8. A method comprising:

obtaining patch pictures, a patch picture being a projection of a part of a 3D scene, wherein a patch is associated with a sector of a sectorization dividing a three-dimensional space in sectors;

receiving a request comprising a pose information;

selecting sectors of the sectorization, the selected sectors comprising information for rendering the 3D scene based on the pose information; and

generating a data stream comprising patch pictures associated with the selected sectors.

9. The method of claim 8, comprising:

packing the patch pictures associated with the selected sectors in an adapted atlas image; and

encoding the adapted atlas image in the data stream.

10. The method of claim 9, comprising slice-copying to the adapted atlas image, the patch pictures associated with the selected sectors from a source atlas image comprising patch pictures for each sector of the sectorization.

11. The method of claim 8, comprising:

extracting patch pictures from a source atlas image comprising patch pictures for each sector of the sectorization, the extracted patch pictures being associated with the selected sectors;

packing extracted patch pictures in an adapted atlas image; and

encoding the adapted atlas image in the data stream.

12. The method of claim 8, wherein patch pictures associated with different selected sectors are packed in different adapted atlas images, each adapted atlas image being encoded in a different track of the data stream.

13. The method of claim 8, wherein the data stream is encoded in a lossless format.

14. A device comprising a memory associated with a processor configured to:

send a request comprising a pose information;

receive a data stream encoding patch pictures, a patch picture being a projection of a part of a 3D scene, wherein a patch is associated with a sector of a sectorization dividing a three-dimensional space in sectors, the encoded patch pictures being associated with sectors of the sectorization selected for comprising information for rendering the 3D scene based on the pose information; and

rendering a viewport image for a viewpoint corresponding to the pose information by inverse projecting pixels of the patch pictures.

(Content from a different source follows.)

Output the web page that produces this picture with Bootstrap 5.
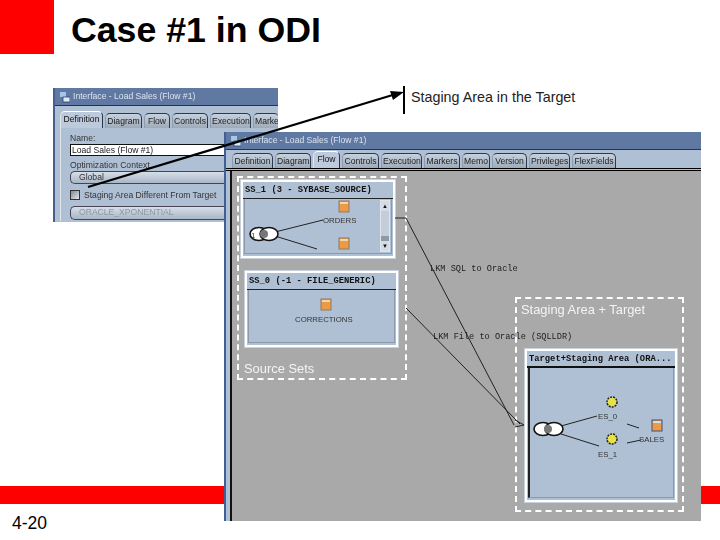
<!DOCTYPE html>
<html lang="en"><head><meta charset="utf-8"><title>Case #1 in ODI</title>
<link href="https://cdn.jsdelivr.net/npm/bootstrap@5.3.0/dist/css/bootstrap.min.css" rel="stylesheet">
<style>
html,body{margin:0;background:#fff;overflow:hidden}
.slide{position:relative;width:720px;height:540px;overflow:hidden;font-family:"Liberation Sans",Arial,sans-serif;color:#000}
.redsq{position:absolute;left:0;top:0;width:54px;height:54px;background:#f00}
.ttl{position:absolute;left:71px;top:10px;margin:0;font:700 35.7px/40px "Liberation Sans",sans-serif}
.redbar{position:absolute;left:0;top:486px;width:720px;height:18px;background:#f00}
.pgno{position:absolute;left:12px;top:512px;font-size:17.5px;line-height:22px}
.callout{position:absolute;left:411px;top:89px;font-size:14.3px;line-height:16px;color:#222}
.win{position:absolute;background:#b0c0d4;overflow:hidden;font-size:8.6px;line-height:12px;color:#333;filter:blur(.4px)}
.win-back{left:53px;top:88px;width:225px;height:134px;border-left:2px solid #465f8d}
.win-front{left:224px;top:132px;width:477px;height:389px;border-left:2px solid #3f5f96}
.tbar{height:18px;background:#6079a3;border-bottom:1px solid #20345a;color:#dbe3ee;padding-left:5px;line-height:17px;white-space:nowrap;font-size:8.6px;display:flex;align-items:center;gap:3px}
.tabstrip{display:flex;align-items:flex-end;gap:2px;white-space:nowrap}
.win-front .tabstrip{padding-left:6px;height:18px;border-bottom:3px double #000;box-sizing:content-box}
.win-back .tabstrip{padding-left:5px;height:22px}
.tabx{height:15px;padding:0 1px;line-height:14px;text-align:center;background:linear-gradient(#c6d1de,#9eaab8);border:1px solid #2b3a4f;border-bottom:0;border-radius:5px 5px 0 0;border-left-color:#8d9bad;color:#222;flex:none;overflow:hidden}
.tabx.on{background:#bccadb;height:17px;border-color:#fff #26384f transparent #dfe6ee;color:#111}
.formx{padding:4px 9px 0;display:flex;flex-direction:column;position:relative;height:93px;border-left:1px solid #dfe6ee;margin-left:5px}
.txtfield{height:12px;width:180px;background:#fff;border:1px solid #111;line-height:10px;padding-left:1px;color:#222;flex:none}
.pill{height:13px;width:180px;background:linear-gradient(#d7dfe8,#a9b6c6);border:1px solid #445;border-right:0;border-radius:5px 0 0 5px;padding-left:8px;line-height:11px;flex:none}
.gapa{margin-top:3px}.gapb{margin-top:5px}
.chk{width:10px;height:10px;flex:none;background:linear-gradient(135deg,#7f8894,#e4e8ed);border:1px solid #333}
.canvasx{position:relative;background:#a9a9a9;height:350px;margin-left:4px;border-left:2px solid #111}
.dashbox{position:absolute;border:2px dashed #fff}
.dash-src{left:5px;top:5px;width:170px;height:204px}
.dash-stg{left:283px;top:126px;width:169px;height:215px}
.lbl-w{position:absolute;color:#f4f4f4;font-size:12.9px;line-height:14px;white-space:nowrap}
.panelx{position:absolute;background:#b0c0d4;border:2px solid #fff;outline:1px solid #c8d2de}
.pan-h{height:17px;font:700 8.8px/17px "Liberation Mono",monospace;color:#111;padding-left:2px;white-space:nowrap;overflow:hidden;border-bottom:1px solid #222}
.pan-b{position:relative;height:calc(100% - 19px);background:#b0c0d4;border:1px solid #8b99aa;border-top:0;margin:0 1px;overflow:hidden}
.scrollx{position:absolute;right:1px;top:1px;bottom:1px;width:10px;background:#8e99a6;border:1px solid #dfe5ec}
.thumbx{position:absolute;left:0;right:0;top:10px;height:25px;background:#c4ced9}
.arrowx{position:absolute;left:0;right:0;height:10px;background:#d3dbe4;color:#111;font-size:6px;line-height:10px;text-align:center}
.nodet{position:absolute;font-size:7.8px;line-height:10px;color:#333;white-space:nowrap}
.lkm{position:absolute;font:8.6px/10px "Liberation Mono",monospace;color:#222;white-space:nowrap}
.ovl{position:absolute;left:0;top:0;pointer-events:none}
.dgm{position:absolute;overflow:visible}
</style></head><body>
<div class="slide">
  <div class="redbar"></div>
  <div class="redsq"></div>
  <h1 class="ttl">Case #1 in ODI</h1>
  <div class="pgno">4-20</div>
  <div class="callout">Staging Area in the Target</div>

  <div class="win win-back">
    <div class="tbar"><svg width="10" height="12" viewBox="0 0 10 12"><rect x="0" y="1" width="6" height="5" fill="#a8c4e6"/><rect x="3" y="6" width="7" height="5" fill="#dfe8f3" stroke="#27456f" stroke-width=".8"/></svg><span>Interface - Load Sales (Flow #1)</span></div>
    <div class="tabstrip">
      <div class="tabx on" style="width:43px">Definition</div><div class="tabx" style="width:37px">Diagram</div><div class="tabx" style="width:26px">Flow</div><div class="tabx" style="width:36px">Controls</div><div class="tabx" style="width:41px">Execution</div><div class="tabx" style="width:26px;border-right:0">Marke</div>
    </div>
    <div class="formx">
      <div>Name:</div>
      <div class="txtfield">Load Sales (Flow #1)</div>
      <div class="gapa">Optimization Context</div>
      <div class="pill">Global</div>
      <div class="d-flex align-items-center gap-1 gapb"><span class="chk"></span><span class="text-nowrap">Staging Area Different From Target</span></div>
      <div class="pill gapb" style="height:14px;color:#8b97a6">ORACLE_XPONENTIAL</div>
    </div>
  </div>

  <div class="win win-front">
    <div class="tbar"><svg width="10" height="12" viewBox="0 0 10 12"><rect x="0" y="1" width="6" height="5" fill="#a8c4e6"/><rect x="3" y="6" width="7" height="5" fill="#dfe8f3" stroke="#27456f" stroke-width=".8"/></svg><span>Interface - Load Sales (Flow #1)</span></div>
    <div class="tabstrip">
      <div class="tabx" style="width:41px">Definition</div><div class="tabx" style="width:36px">Diagram</div><div class="tabx on" style="width:27px">Flow</div><div class="tabx" style="width:37px">Controls</div><div class="tabx" style="width:41px">Execution</div><div class="tabx" style="width:36px">Markers</div><div class="tabx" style="width:28px">Memo</div><div class="tabx" style="width:35px">Version</div><div class="tabx" style="width:41px">Privileges</div><div class="tabx" style="width:44px">FlexFields</div>
    </div>
    <div class="canvasx">
      <div class="panelx" style="left:9px;top:9px;width:154px;height:78px">
        <div class="pan-h">SS_1 (3 - SYBASE_SOURCE)</div>
        <div class="pan-b">
          <svg class="dgm" style="left:0;top:0" width="150" height="60" viewBox="0 0 150 60">
            <path d="M30 33 78 21M30 37 72 50" stroke="#222" fill="none"/>
            <rect x="94" y="2" width="10" height="11" fill="#ee9a45" stroke="#8a7a66"/><rect x="95" y="3" width="8" height="2" fill="#f6d6a8"/>
            <rect x="94" y="39" width="10" height="11" fill="#ee9a45" stroke="#8a7a66"/><rect x="95" y="40" width="8" height="2" fill="#f6d6a8"/>
            <ellipse cx="14" cy="35" rx="9" ry="6.5" fill="#fff" stroke="#111" stroke-width="1.6"/><ellipse cx="24" cy="35" rx="9" ry="6.5" fill="#fff" stroke="#111" stroke-width="1.6"/><circle cx="19" cy="35" r="4" fill="#777"/>
          </svg>
          <div class="nodet" style="left:78px;top:17px">ORDERS</div>
          <div class="nodet" style="left:6px;top:32px">1</div>
          <div class="scrollx"><div class="arrowx" style="top:0">▲</div><div class="thumbx"></div><div class="arrowx" style="bottom:0">▼</div></div>
        </div>
      </div>
      <div class="panelx" style="left:13px;top:100px;width:153px;height:76px">
        <div class="pan-h">SS_0 (-1 - FILE_GENERIC)</div>
        <div class="pan-b">
          <svg class="dgm" style="left:0;top:0" width="150" height="50" viewBox="0 0 150 50">
            <rect x="72" y="9" width="10" height="11" fill="#ee9a45" stroke="#8a7a66"/><rect x="73" y="10" width="8" height="2" fill="#f6d6a8"/>
          </svg>
          <div class="nodet" style="left:46px;top:25px">CORRECTIONS</div>
        </div>
      </div>
      <div class="dashbox dash-src"></div>
      <div class="lbl-w" style="left:12px;top:191px">Source Sets</div>
      <div class="lkm" style="left:198px;top:93px">LKM SQL to Oracle</div>
      <div class="lkm" style="left:201px;top:161px">LKM File to Oracle (SQLLDR)</div>
      <div class="dashbox dash-stg"></div>
      <div class="lbl-w" style="left:289px;top:132px">Staging Area + Target</div>
      <div class="panelx" style="left:293px;top:178px;width:152px;height:153px">
        <div class="pan-h" style="border-bottom:2px solid #111">Target+Staging Area (ORA...</div>
        <div class="pan-b" style="border-left:2px solid #222">
          <svg class="dgm" style="left:0;top:0" width="148" height="132" viewBox="0 0 148 132">
            <path d="M31 58 67 48M31 66 69 78M97 56 109 60M97 75 111 72" stroke="#222" fill="none"/>
            <ellipse cx="13" cy="61" rx="9" ry="6.5" fill="#fff" stroke="#111" stroke-width="1.6"/><ellipse cx="24" cy="61" rx="9" ry="6.5" fill="#fff" stroke="#111" stroke-width="1.6"/><circle cx="18" cy="61" r="4" fill="#777"/>
            <circle cx="82" cy="34" r="5" fill="#e8e24a" stroke="#222" stroke-dasharray="2 1" stroke-width="1.5"/>
            <circle cx="82" cy="71" r="5" fill="#e8e24a" stroke="#222" stroke-dasharray="2 1" stroke-width="1.5"/>
            <rect x="122" y="52" width="10" height="11" fill="#ee9a45" stroke="#39547c"/><rect x="123" y="53" width="8" height="2" fill="#cfe0f2"/>
          </svg>
          <div class="nodet" style="left:68px;top:44px">ES_0</div>
          <div class="nodet" style="left:109px;top:67px">SALES</div>
          <div class="nodet" style="left:68px;top:82px">ES_1</div>
        </div>
      </div>
      <svg class="ovl" width="475" height="350" viewBox="232 172 475 350">
        <path d="M395 219H406L514 426M406 309 520 425" stroke="#222" fill="none"/>
        <path d="M515 421 524 426 515 428" stroke="#222" fill="none"/>
      </svg>
    </div>
  </div>

  <svg class="ovl" width="720" height="540" viewBox="0 0 720 540">
    <path d="M88 187 396 94" stroke="#000" stroke-width="2.2" fill="none"/>
    <path d="M404 92 390 91 393 100Z" fill="#000"/>
    <path d="M404 86V114" stroke="#000" stroke-width="2"/>
  </svg>
</div>
</body></html>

15. The device of claim 14, wherein the request further comprises an indication of computing resources of the device.

16. A method comprising:

sending a request comprising a pose information;

receiving a data stream encoding patch pictures, a patch picture being a projection of a part of a 3D scene, wherein a patch is associated with a sector of a sectorization dividing a three-dimensional space in sectors, the encoded patch pictures being associated with sectors of the sectorization selected for comprising information for rendering the 3D scene based on the pose information; and

rendering a viewport image for a viewpoint corresponding to the pose information by inverse projecting pixels of the patch pictures.

17. The method of claim 16, wherein the request further comprises an indication of computing resources of a device.

18. A non-transitory computer readable medium having stored thereon instructions for causing one or more processors to perform a method comprising:

sending a request comprising a pose information;

receiving a data stream encoding patch pictures, a patch picture being a projection of a part of a 3D scene, wherein a patch is associated with a sector of a sectorization dividing a three-dimensional space in sectors, the encoded patch pictures being associated with sectors of the sectorization selected for comprising information for rendering the 3D scene based on a pose information; and

rendering a viewport image for a viewpoint corresponding to the pose information by inverse projecting pixels of the patch pictures.